Yes, it is generally very useful to have a crash stack trace when:

  • your code runs in your own environment, and you are not worried about the stack trace revealing any secrets.
  • when the crash handler does not further corrupt the coredump, does not hang, etc.

like using libc backtrace

glibc backtrace calls calloc under certain conditions, and is not safe in a crash handler. It can cause both the hang, and the further corruption mentioned above. Writing a crash handler that will reliably print stack trace in async-signal-safe manner is quite non-trivial.

why then do error functions in "standard" applications not call backtrace?

Consider cat /no/such/file. Currently it produces:

cat: /no/such/file: No such file or directory

which is all you really need to know. Making this print anything else is useless. If you had many such files, and cat printed a full stack trace for each, you'd get many pages of error output, and that would only make finding the real problem harder.
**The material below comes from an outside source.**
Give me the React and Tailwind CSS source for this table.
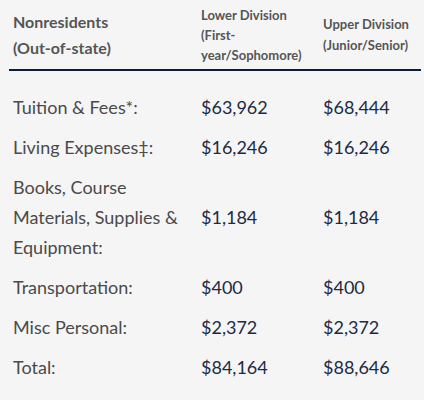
export default function App() {
  const rows = [
    { label: 'Tuition & Fees*:', lower: '$63,962', upper: '$68,444' },
    { label: 'Living Expenses‡:', lower: '$16,246', upper: '$16,246' },
    { label: 'Books, Course Materials, Supplies & Equipment:', lower: '$1,184', upper: '$1,184' },
    { label: 'Transportation:', lower: '$400', upper: '$400' },
    { label: 'Misc Personal:', lower: '$2,372', upper: '$2,372' },
    { label: 'Total:', lower: '$84,164', upper: '$88,646' },
  ];

  return (
    <div className="w-[424px] h-[400px] bg-[#f5f5f6] overflow-hidden" style={{ fontFamily: 'Lato, "Noto Sans", sans-serif' }}>
      <table className="ml-[9px] w-[412px] border-collapse table-fixed">
        <colgroup>
          <col className="w-[188px]" />
          <col className="w-[122px]" />
          <col className="w-[102px]" />
        </colgroup>
        <thead>
          <tr className="h-[70px] border-b-2 border-[#0c1e33] align-middle">
            <th className="pl-1 text-left font-bold text-[16px] leading-[26px] text-[#555555]">
              Nonresidents
              <br />
              (Out-of-state)
            </th>
            <th className="pl-1 text-left font-bold text-[13px] leading-[20px] text-[#555555]">
              Lower Division (First-year/Sophomore)
            </th>
            <th className="pl-1 text-left font-bold text-[13px] leading-[21px] text-[#555555]">
              Upper Division (Junior/Senior)
            </th>
          </tr>
        </thead>
        <tbody>
          <tr className="h-[17px]">
            <td colSpan={3}></td>
          </tr>
          {rows.map((row) => (
            <tr key={row.label} className="align-middle">
              <td className="pl-1 py-[5px] text-[18px] leading-[30px] text-[#4a4a4a]">{row.label}</td>
              <td className="pl-1 py-[5px] text-[18px] leading-[30px] text-[#1c2b42]">{row.lower}</td>
              <td className="pl-1 py-[5px] text-[18px] leading-[30px] text-[#1c2b42]">{row.upper}</td>
            </tr>
          ))}
        </tbody>
      </table>
    </div>
  );
}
For fatal signal handlers (e.g. SIGSEGV) the answer is that most "standard" applications don't actually handle such signals, and simply use the default action, which produces a core dump.
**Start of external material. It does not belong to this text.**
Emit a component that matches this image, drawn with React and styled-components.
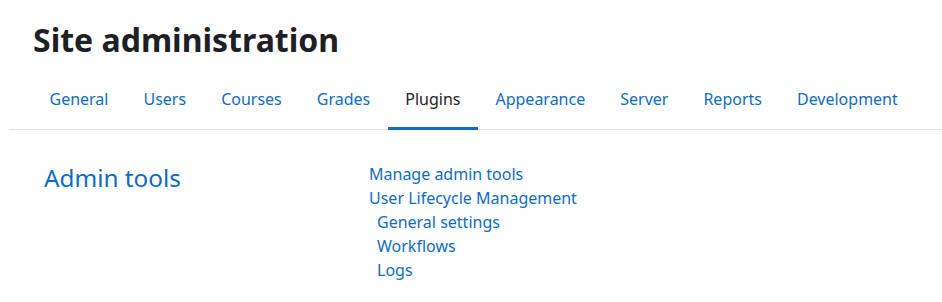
import React from "react";
import styled, { createGlobalStyle } from "styled-components";

const Global = createGlobalStyle`
  html, body { margin: 0; padding: 0; background: #fff; }
  body { font-family: "Noto Sans", "Open Sans", sans-serif; color: #1d2125; }
`;

const Page = styled.div`
  padding: 0 0 0 9px;
`;

const Title = styled.h1`
  margin: 0;
  padding: 19px 0 0 24px;
  font-size: 32px;
  font-weight: 700;
  line-height: 42px;
  color: #1d2125;
`;

const Tabs = styled.nav`
  display: flex;
  margin-top: 10px;
  padding-left: 23px;
  border-bottom: 1px solid #dee2e6;
`;

const Tab = styled.a`
  display: block;
  padding: 16px 17.5px 16px;
  font-size: 16px;
  line-height: 24px;
  text-decoration: none;
  color: ${(p) => (p.$active ? "#1d2125" : "#0f6cbf")};
  border-bottom: 3px solid ${(p) => (p.$active ? "#0f6cbf" : "transparent")};
  margin-bottom: -1px;
`;

const Section = styled.div`
  display: grid;
  grid-template-columns: 325px 1fr;
  padding: 32px 0 0 35px;
`;

const SectionTitle = styled.h2`
  margin: 0;
  font-size: 24.3px;
  font-weight: 400;
  line-height: 1.3;
  color: #0f6cbf;
`;

const LinkList = styled.ul`
  list-style: none;
  margin: 0;
  padding: 0;
`;

const Item = styled.li`
  font-size: 16px;
  line-height: 24px;
  padding-left: ${(p) => (p.$sub ? "8px" : "0")};
`;

const Link = styled.a`
  color: #0f6cbf;
  text-decoration: none;
`;

const tabs = ["General", "Users", "Courses", "Grades", "Plugins", "Appearance", "Server", "Reports", "Development"];

export default function App() {
  return (
    <>
      <Global />
      <Page>
        <Title>Site administration</Title>
        <Tabs>
          {tabs.map((t) => (
            <Tab key={t} href="#" $active={t === "Plugins"}>{t}</Tab>
          ))}
        </Tabs>
        <Section>
          <SectionTitle>Admin tools</SectionTitle>
          <LinkList>
            <Item><Link href="#">Manage admin tools</Link></Item>
            <Item><Link href="#">User Lifecycle Management</Link></Item>
            <Item $sub><Link href="#">General settings</Link></Item>
            <Item $sub><Link href="#">Workflows</Link></Item>
            <Item $sub><Link href="#">Logs</Link></Item>
          </LinkList>
        </Section>
      </Page>
    </>
  );
}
But if they did catch the signal, calling backtrace, backtrace_symbols, or backtrace_symbols_fd from the signal handler would be equally unsafe, and could deadlock, which is much worse than simply dumping core. Consider what happens if you have a long-running script with a 1000 commands in it. You start it, and a week later discover that it didn't make any progress because the second command crashed and deadlocked trying to print the crash stack trace.